3.) China endorsed the application of Kiribati for UN membership. The Chinese maintain a satellite and missile tracking facility on Kiribati, which is located on the equator, east of Nauru. Interestingly, Kiribati's government has given final approval to Japan's national Space Development Agency to build a spaceport on remote Kiritimati, or Chistmas Island. On the equator and at 180 degrees longitude, Kiribati occupies an extremely strategic position for missile launches and communications satellite management. Boeing has plans to launch communicates into geostationary orbit from oil drilling platforms towed to the region.

4.) Vanuatu's Deputy Prime Minister and Minister for Trade and Business Development visited China last summer.

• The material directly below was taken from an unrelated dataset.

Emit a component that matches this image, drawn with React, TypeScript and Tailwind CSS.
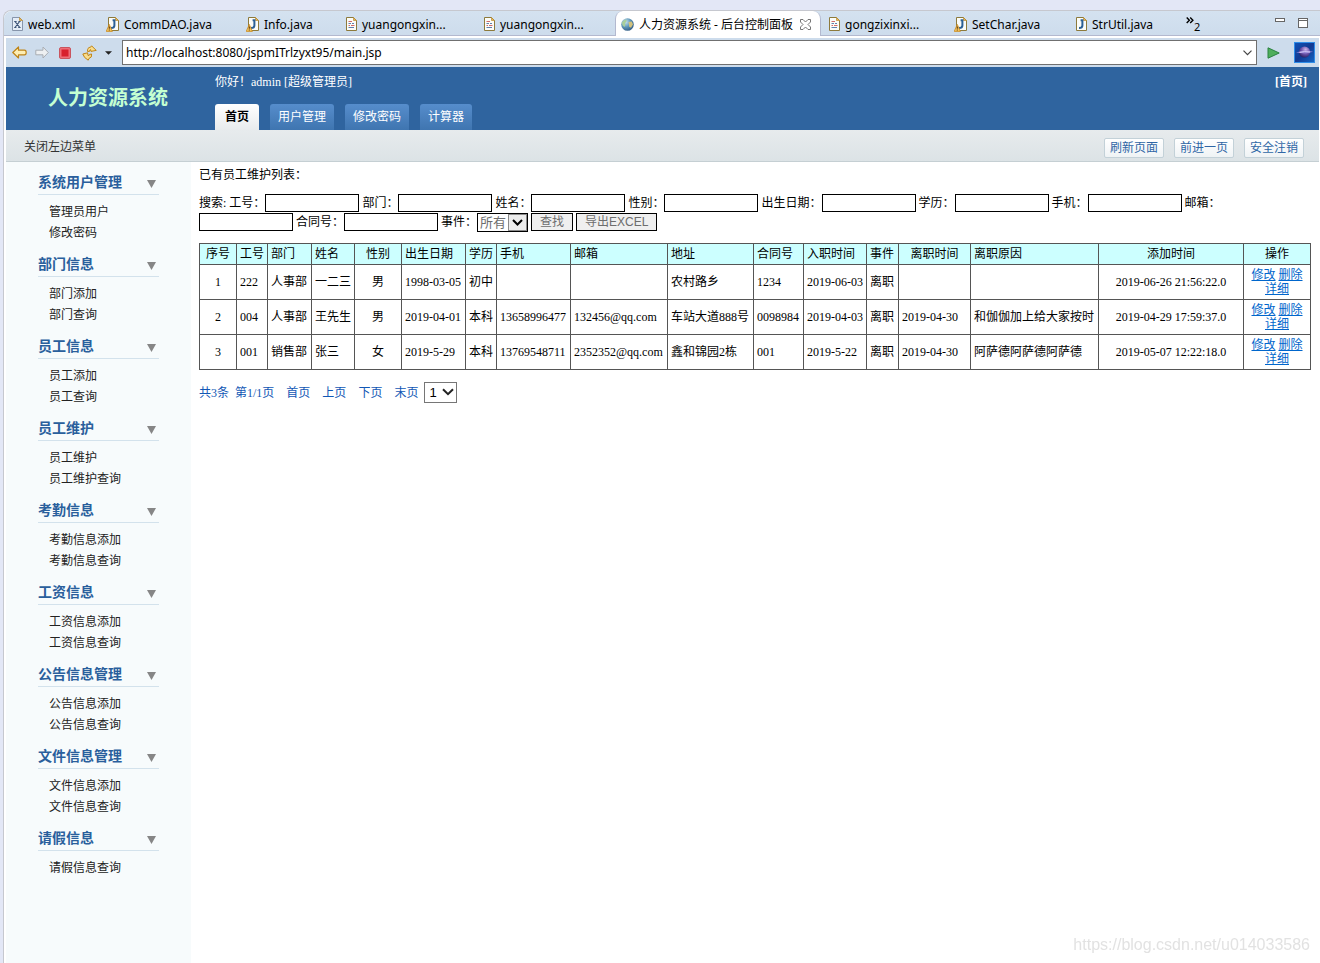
import type { ReactNode } from 'react'

type FileKind = 'xml' | 'java-warn' | 'java' | 'jsp'

const leftTabs: { name: string; kind: FileKind; width: string }[] = [
  { name: 'web.xml', kind: 'xml', width: 'w-[94px]' },
  { name: 'CommDAO.java', kind: 'java-warn', width: 'w-[140px]' },
  { name: 'Info.java', kind: 'java-warn', width: 'w-[100px]' },
  { name: 'yuangongxin...', kind: 'jsp', width: 'w-[138px]' },
  { name: 'yuangongxin...', kind: 'jsp', width: 'w-[139px]' },
]

const rightTabs: { name: string; kind: FileKind; width: string }[] = [
  { name: 'gongzixinxi...', kind: 'jsp', width: 'w-[125px]' },
  { name: 'SetChar.java', kind: 'java-warn', width: 'w-[122px]' },
  { name: 'StrUtil.java', kind: 'java', width: 'w-[110px]' },
]

const menu = [
  { title: '系统用户管理', items: ['管理员用户', '修改密码'] },
  { title: '部门信息', items: ['部门添加', '部门查询'] },
  { title: '员工信息', items: ['员工添加', '员工查询'] },
  { title: '员工维护', items: ['员工维护', '员工维护查询'] },
  { title: '考勤信息', items: ['考勤信息添加', '考勤信息查询'] },
  { title: '工资信息', items: ['工资信息添加', '工资信息查询'] },
  { title: '公告信息管理', items: ['公告信息添加', '公告信息查询'] },
  { title: '文件信息管理', items: ['文件信息添加', '文件信息查询'] },
  { title: '请假信息', items: ['请假信息查询'] },
]

const searchFields = ['工号', '部门', '姓名', '性别', '出生日期', '学历', '手机', '邮箱', '合同号']

const columns: { label: string; width: string; head?: string; cell?: string }[] = [
  { label: '序号', width: 'w-[37px]', head: 'text-center', cell: 'text-center' },
  { label: '工号', width: 'w-[31px]' },
  { label: '部门', width: 'w-[44px]' },
  { label: '姓名', width: 'w-[43px]' },
  { label: '性别', width: 'w-[47px]', head: 'text-center', cell: 'text-center' },
  { label: '出生日期', width: 'w-[64px]' },
  { label: '学历', width: 'w-[31px]' },
  { label: '手机', width: 'w-[74px]' },
  { label: '邮箱', width: 'w-[97px]' },
  { label: '地址', width: 'w-[86px]' },
  { label: '合同号', width: 'w-[50px]' },
  { label: '入职时间', width: 'w-[63px]' },
  { label: '事件', width: 'w-[32px]' },
  { label: '离职时间', width: 'w-[72px]', head: 'text-center' },
  { label: '离职原因', width: 'w-[128px]' },
  { label: '添加时间', width: 'w-[145px]', head: 'text-center', cell: 'text-center' },
]

const rows = [
  ['1', '222', '人事部', '一二三', '男', '1998-03-05', '初中', '', '', '农村路乡', '1234', '2019-06-03', '离职', '', '', '2019-06-26 21:56:22.0'],
  ['2', '004', '人事部', '王先生', '男', '2019-04-01', '本科', '13658996477', '132456@qq.com', '车站大道888号', '0098984', '2019-04-03', '离职', '2019-04-30', '和伽伽加上给大家按时', '2019-04-29 17:59:37.0'],
  ['3', '001', '销售部', '张三', '女', '2019-5-29', '本科', '13769548711', '2352352@qq.com', '鑫和锦园2栋', '001', '2019-5-22', '离职', '2019-04-30', '阿萨德阿萨德阿萨德', '2019-05-07 12:22:18.0'],
]

function FileIcon({ kind }: { kind: FileKind }) {
  const warn = kind === 'java-warn'
  const java = warn || kind === 'java'
  return (
    <svg width={warn ? 13 : 11} height="15" viewBox={warn ? '-2 0 13 15' : '0 0 11 15'} className="shrink-0" aria-hidden="true">
      <path
        d="M.5 .5H7.5L10.5 3.5V13.5H.5Z"
        fill={kind === 'xml' ? '#e4edf7' : '#fbfcf8'}
        stroke={kind === 'xml' ? '#8795ab' : '#8d7a3c'}
      />
      <path d="M7.5 .5V3.5H10.5Z" fill="#e6b85c" stroke="#b98b32" strokeWidth=".7" />
      {kind === 'xml' && <path d="M3 4.5 7.8 10.5M7.6 4.5 3 10.5M2.2 4.5H4.6M6.4 4.5H8.6M2.2 10.5H4.4M6.2 10.5H8.6" stroke="#3d5578" strokeWidth="1.2" />}
      {kind === 'jsp' && (
        <>
          <path d="M2.5 4.5H6" stroke="#d06a6a" />
          <path d="M2.5 6.5H5M6 6.5H8" stroke="#5f7fae" />
          <path d="M2.5 8.5H4M5 8.5H8.5" stroke="#d06a6a" />
          <path d="M2.5 10.5H8" stroke="#5f7fae" />
        </>
      )}
      {java && <path d="M4.6 3.2H6.4V8.4Q6.4 10.9 3 10.9" fill="none" stroke="#2b6096" strokeWidth="2" />}
      {warn && (
        <>
          <path d="M1.3 7.4 4.4 14.4H-1.8Z" fill="#f6c560" stroke="#c98a1f" strokeWidth=".8" strokeLinejoin="round" />
          <path d="M1.3 9.4V11.8M1.3 12.6V13.6" stroke="#5b3a08" strokeWidth="1.1" />
        </>
      )}
    </svg>
  )
}

function FileTab({ name, kind, width }: { name: string; kind: FileKind; width: string }) {
  return (
    <button className={`flex shrink-0 items-center gap-[5px] border-b border-[#b3b9cf] pl-2 pt-[3px] ${width}`}>
      <FileIcon kind={kind} />
      <span className="whitespace-nowrap">{name}</span>
    </button>
  )
}

function GlobeIcon() {
  return (
    <svg width="13" height="13" viewBox="0 0 13 13" className="shrink-0" aria-hidden="true">
      <defs>
        <radialGradient id="globe" cx=".35" cy=".3" r=".8">
          <stop offset="0" stopColor="#c7e4f2" />
          <stop offset=".5" stopColor="#5f97b8" />
          <stop offset="1" stopColor="#2b527c" />
        </radialGradient>
      </defs>
      <circle cx="6.5" cy="6.5" r="6.3" fill="url(#globe)" />
      <path d="M1 4.5Q2.4 1.6 5 1.4L5.8 3 4 5.4 4.4 7.4 3.2 9Q.9 7.4 1 4.5Z" fill="#a9cf9a" />
      <path d="M7.5 4 10.6 3.4 12 6.2 10 9.8 8.2 8.8 8 6.6Z" fill="#d3c27c" />
    </svg>
  )
}

function ToolButton({ label, width, children }: { label: string; width: string; children: ReactNode }) {
  return (
    <button aria-label={label} className={`flex shrink-0 items-center justify-center ${width}`}>
      {children}
    </button>
  )
}

function Toolbar() {
  return (
    <div className="flex h-[29px] items-center bg-[#cddcec] pl-[5px] pr-1">
      <ToolButton label="后退" width="w-4">
        <svg width="15" height="13" viewBox="0 0 15 13">
          <path d="M.8 6.5 6.5 1V4.2H12.5Q14.2 4.2 14.2 6.5T12.5 8.8H6.5V12Z" fill="#fdeeb4" stroke="#bf8417" strokeWidth="1.2" strokeLinejoin="round" />
        </svg>
      </ToolButton>
      <ToolButton label="前进" width="w-[30px]">
        <svg width="14" height="13" viewBox="0 0 14 13">
          <path d="M13.3 6.5 8 1V4.2H.8V8.8H8V12Z" fill="#eef0f2" stroke="#a9adb3" strokeLinejoin="round" />
        </svg>
      </ToolButton>
      <ToolButton label="停止" width="w-4">
        <svg width="12" height="12" viewBox="0 0 12 12">
          <rect x=".5" y=".5" width="11" height="11" rx="1.5" fill="#ee6f78" stroke="#c9545e" />
          <rect x="2.5" y="2.5" width="7" height="7" fill="#d8202c" />
        </svg>
      </ToolButton>
      <ToolButton label="刷新" width="w-8">
        <svg width="15" height="16" viewBox="0 0 15 16">
          <path d="M5.6 6.6Q5 2.4 8.6 2.2L9.6 .8 14.2 5.4 9 6.4 8.6 4.6Q7.4 4.8 7.8 6.2Z" fill="#f9dc8b" stroke="#bf8417" strokeLinejoin="round" />
          <path d="M9.6 9Q10.2 12.8 7 13.4L6.2 15.2 2.6 12.4 .8 9 5.6 7.8 6 10.4Q7.6 10.8 7.6 9.4Z" fill="#f9dc8b" stroke="#bf8417" strokeLinejoin="round" />
        </svg>
      </ToolButton>
      <ToolButton label="更多" width="w-[7px]">
        <svg width="8" height="4" viewBox="0 0 8 4">
          <path d="M0 0H8L4 4Z" fill="#222" />
        </svg>
      </ToolButton>
      <div className="ml-2.5 flex h-[25px] flex-1 items-center border border-[#707070] bg-white">
        <input
          aria-label="地址"
          defaultValue="http://localhost:8080/jspmITrlzyxt95/main.jsp"
          className="min-w-0 flex-1 bg-transparent pl-[3px] text-black outline-none"
        />
        <button aria-label="历史" className="px-1">
          <svg width="9" height="6" viewBox="0 0 9 6">
            <path d="M.5 .7 4.5 4.7 8.5 .7" fill="none" stroke="#444" strokeWidth="1.2" />
          </svg>
        </button>
      </div>
      <ToolButton label="转到" width="w-8">
        <svg width="13" height="12" viewBox="0 0 13 12">
          <path d="M1 .8 12.2 6 1 11.2Z" fill="#4fae5c" stroke="#2a8240" strokeLinejoin="round" />
        </svg>
      </ToolButton>
      <svg width="21" height="21" viewBox="0 0 21 21" className="ml-[5px] shrink-0" aria-hidden="true">
        <defs>
          <linearGradient id="space" x1="0" y1="0" x2="1" y2="1">
            <stop offset="0" stopColor="#1153b8" />
            <stop offset=".5" stopColor="#123a92" />
            <stop offset="1" stopColor="#1467c4" />
          </linearGradient>
          <radialGradient id="planet" cx=".6" cy=".3" r=".8">
            <stop offset="0" stopColor="#cdb7ec" />
            <stop offset=".5" stopColor="#6a51a8" />
            <stop offset="1" stopColor="#1e1452" />
          </radialGradient>
        </defs>
        <rect x=".5" y=".5" width="20" height="20" fill="url(#space)" stroke="#2f8de8" />
        <circle cx="10.5" cy="10" r="5.6" fill="url(#planet)" />
        <path d="M2 10.5Q10.5 7.6 19 9.8 10.5 12.4 2 10.5Z" fill="#8f7fd2" />
        <path d="M5.5 10.4Q10.5 9 16 10" fill="none" stroke="#e9dcff" strokeWidth=".8" />
      </svg>
    </div>
  )
}

function TabStrip() {
  return (
    <div className="flex h-[25px] overflow-hidden rounded-tl-lg bg-linear-to-b from-[#d4e2f0] to-[#cddcec]">
      {leftTabs.map((tab, i) => (
        <FileTab key={i} {...tab} />
      ))}
      <div className="flex w-[206px] shrink-0 items-center gap-[5px] rounded-t-lg border-x border-[#b3b9cf] bg-white pl-[5px] pt-0.5">
        <GlobeIcon />
        <span className="whitespace-nowrap">人力资源系统 - 后台控制面板</span>
        <button aria-label="关闭" className="ml-0.5">
          <svg width="11" height="11" viewBox="0 0 11 11">
            <path d="M.5 .5H3L5.5 3 8 .5H10.5V3L8 5.5 10.5 8V10.5H8L5.5 8 3 10.5H.5V8L3 5.5 .5 3Z" fill="#fff" stroke="#666" strokeWidth=".9" />
          </svg>
        </button>
      </div>
      {rightTabs.map((tab) => (
        <FileTab key={tab.name} {...tab} />
      ))}
      <div className="flex flex-1 justify-between border-b border-[#b3b9cf] pl-2 pr-3">
        <button aria-label="更多标签" className="flex items-start pt-1">
          <svg width="8" height="7" viewBox="0 0 8 7" className="mt-0.5">
            <path d="M.7 .5 3.4 3.2 .7 6M4.2 .5 6.9 3.2 4.2 6" fill="none" stroke="#000" strokeWidth="1.4" />
          </svg>
          <span className="mt-1.5 text-[11px] leading-3">2</span>
        </button>
        <div className="flex gap-[13px] pt-[7px]">
          <button aria-label="最小化" className="flex items-start">
            <svg width="10" height="4" viewBox="0 0 10 4">
              <rect x=".5" y=".5" width="9" height="3" fill="#fff" stroke="#666" />
            </svg>
          </button>
          <button aria-label="最大化" className="flex items-start">
            <svg width="10" height="10" viewBox="0 0 10 10">
              <rect x=".5" y=".5" width="9" height="9" fill="#fff" stroke="#666" />
              <path d="M0 2.5H10" stroke="#666" />
            </svg>
          </button>
        </div>
      </div>
    </div>
  )
}

function Header() {
  return (
    <header className="flex h-[63px] bg-[#2f649f] text-white">
      <h1 className="w-[209px] shrink-0 pl-[42px] pt-4 text-xl leading-[30px] font-bold text-[#c4ffd2]">人力资源系统</h1>
      <div className="flex flex-1 flex-col justify-between">
        <div className="flex justify-between pr-3 pt-1.5 leading-[18px]">
          <p>你好！admin [超级管理员]</p>
          <a href="#" className="font-bold">[首页]</a>
        </div>
        <nav className="flex gap-[11px] leading-[26px]">
          <a href="#" className="rounded-t-[3px] bg-linear-to-b from-white to-[#e8ebed] px-2.5 font-bold text-black">首页</a>
          {['用户管理', '修改密码', '计算器'].map((name) => (
            <a key={name} href="#" className="rounded-t-[3px] bg-linear-to-b from-[#568dcc] to-[#3f75b0] px-2">{name}</a>
          ))}
        </nav>
      </div>
    </header>
  )
}

function Sidebar() {
  return (
    <aside className="w-[185px] shrink-0 bg-[#f7fbfc] pl-8">
      {menu.map((group) => (
        <section key={group.title} className="w-[121px] pt-[11px]">
          <h2 className="flex items-center justify-between border-b border-[#d3e2ec] pb-px pr-[3px] text-sm leading-5 font-bold text-[#2a5f9c]">
            {group.title}
            <svg width="9" height="8" viewBox="0 0 9 8" className="mt-0.5" aria-hidden="true">
              <path d="M0 0H9L4.5 8Z" fill="#868686" />
            </svg>
          </h2>
          <ul className="pl-[11px] pt-[7px] leading-[21px] text-[#222]">
            {group.items.map((item) => (
              <li key={item}>
                <a href="#">{item}</a>
              </li>
            ))}
          </ul>
        </section>
      ))}
    </aside>
  )
}

function SearchForm() {
  return (
    <form className="mt-2.5 leading-[19px]" onSubmit={(e) => e.preventDefault()}>
      搜索:{' '}
      {searchFields.map((field) => (
        <span key={field}>
          <label htmlFor={`f-${field}`}>{field}：</label>
          <input id={`f-${field}`} className="h-[18px] w-[94px] border border-black bg-white px-px align-top" />{' '}
        </span>
      ))}
      <label htmlFor="f-event">事件：</label>
      <span className="relative inline-block align-top">
        <select
          id="f-event"
          className="block h-[19px] w-[51px] appearance-none border border-black bg-white pl-0.5 font-['Liberation_Sans','Noto_Sans_CJK_SC',sans-serif] text-[13px] leading-4 text-[#6d6d6d]"
        >
          <option>所有</option>
        </select>
        <span className="pointer-events-none absolute inset-y-px right-px flex w-[19px] items-center justify-center border border-[#8a8a8a] bg-[#ececec]">
          <svg width="11" height="7" viewBox="0 0 11 7">
            <path d="M1 1 5.5 5.5 10 1" fill="none" stroke="#000" strokeWidth="2" />
          </svg>
        </span>
      </span>{' '}
      <button className="h-[18px] border border-black bg-[#efefef] px-2 align-top font-['Liberation_Sans','Noto_Sans_CJK_SC',sans-serif] text-xs leading-4 text-[#6d6d6d]">查找</button>{' '}
      <button className="h-[18px] border border-black bg-[#efefef] px-2 align-top font-['Liberation_Sans','Noto_Sans_CJK_SC',sans-serif] text-xs leading-4 text-[#6d6d6d]">导出EXCEL</button>
    </form>
  )
}

function StaffTable() {
  return (
    <table className="mt-[11px] w-full table-fixed border-collapse whitespace-nowrap leading-[14px]">
      <thead>
        <tr className="h-[21px] bg-[#ccffff]">
          {columns.map((col) => (
            <th key={col.label} className={`border border-[#555] px-[3px] font-normal ${col.width} ${col.head ?? 'text-left'}`}>{col.label}</th>
          ))}
          <th className="w-[67px] border border-[#555] px-[3px] text-center font-normal">操作</th>
        </tr>
      </thead>
      <tbody>
        {rows.map((row) => (
          <tr key={row[0]}>
            {row.map((value, i) => (
              <td key={i} className={`border border-[#555] px-[3px] py-[3px] ${columns[i].cell ?? ''}`}>{value}</td>
            ))}
            <td className="border border-[#555] px-[3px] py-[3px] text-center whitespace-normal text-[#0066cc] underline-offset-1">
              <a href="#" className="underline">修改</a> <a href="#" className="underline">删除</a>{' '}
              <a href="#" className="underline">详细</a>
            </td>
          </tr>
        ))}
      </tbody>
    </table>
  )
}

function Pager() {
  return (
    <div className="mt-3 flex items-center gap-3 text-[#1157b5]">
      <p>共3条&nbsp; 第1/1页</p>
      <a href="#">首页</a>
      <a href="#">上页</a>
      <a href="#">下页</a>
      <div className="flex items-center gap-1.5">
        <a href="#">末页</a>
        <span className="relative">
          <select
            aria-label="页码"
            className="block h-[21px] w-[33px] appearance-none border border-[#767676] bg-white pl-1 font-['Liberation_Sans',sans-serif] text-[13px] leading-4 text-black"
          >
            <option>1</option>
          </select>
          <svg width="12" height="8" viewBox="0 0 12 8" className="pointer-events-none absolute right-[3px] top-[6px]">
            <path d="M1 1.2 6 6.2 11 1.2" fill="none" stroke="#222" strokeWidth="2" />
          </svg>
        </span>
      </div>
    </div>
  )
}

export default function App() {
  return (
    <div className="flex min-h-screen flex-col bg-[#e3e7f6] pl-[3px] pt-[10px] font-['Liberation_Serif','Noto_Sans_CJK_SC',serif] text-xs text-black">
      <div className="flex flex-1 flex-col rounded-tl-lg border-l border-t border-[#c6c8cf] bg-white">
        <div className="font-['Noto_Sans','Noto_Sans_CJK_SC',sans-serif]">
          <TabStrip />
          <div className="pl-0.5 pr-px pt-0.5">
            <Toolbar />
          </div>
        </div>
        <div className="flex flex-1 flex-col pl-0.5 pr-px">
          <Header />
          <div className="flex h-8 items-center justify-between border-b border-[#c5cfd3] bg-linear-to-b from-[#e7ebed] to-[#dce3e6] pl-[18px] pr-[15px]">
            <button className="pt-0.5 text-[#333]">关闭左边菜单</button>
            <div className="flex gap-2.5 pt-1">
              {['刷新页面', '前进一页', '安全注销'].map((name) => (
                <button key={name} className="h-5 rounded-xs border border-[#c3d1d8] bg-linear-to-b from-white to-[#eff3f5] px-[5px] leading-[18px] text-[#2f66a5]">{name}</button>
              ))}
            </div>
          </div>
          <div className="flex flex-1">
            <Sidebar />
            <main className="min-w-0 flex-1 px-2 pt-1">
              <p className="leading-[18px]">已有员工维护列表：</p>
              <SearchForm />
              <StaffTable />
              <Pager />
            </main>
          </div>
        </div>
      </div>
      <p className="pointer-events-none fixed bottom-2 right-2.5 font-['Liberation_Sans',sans-serif] text-base leading-5 text-[#e2e2e2]">https://blog.csdn.net/u014033586</p>
    </div>
  )
}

The invitation was extended by Chinese Vice Prime Minister Qian Qichen. Vanuatu is sandwiched between Fiji and the Solomons.


The point here is that the governments in Beijing and Taiwan are - unlike much of the rest of the world - acutely aware of the importance of this region. The Chinese are not acting aggressively to expand their influence, but they are acting. Too aggressive a course would undoubtedly trigger a US response. Quiet bridge-building is the key. And the Chinese are quietly building bridges.

For about 50 years, no one has had any interest in increasing their influence in this region. This may not continue to be the case for much longer. China's need to counter American power - combined with Beijing's limited naval capability - makes a Pacific Island strategy as natural to them as it was to the Japanese decades ago.

There is, however, ample time for the United States, Australia and New Zealand, acting in concert, to developing a blocking strategy that is both effective and cheap. The governments in Australia and New Zealand, however, are relatively impervious to strategic thinking these days, tending to look at events piecemeal instead of eyeing long-term threats. And right now US strategy is on autopilot.

A potentially important chapter is opening in the Pacific. It will be interesting to see if Beijing takes advantage of it and whether anyone will care enough about this ignored region to devise a counter-strategy.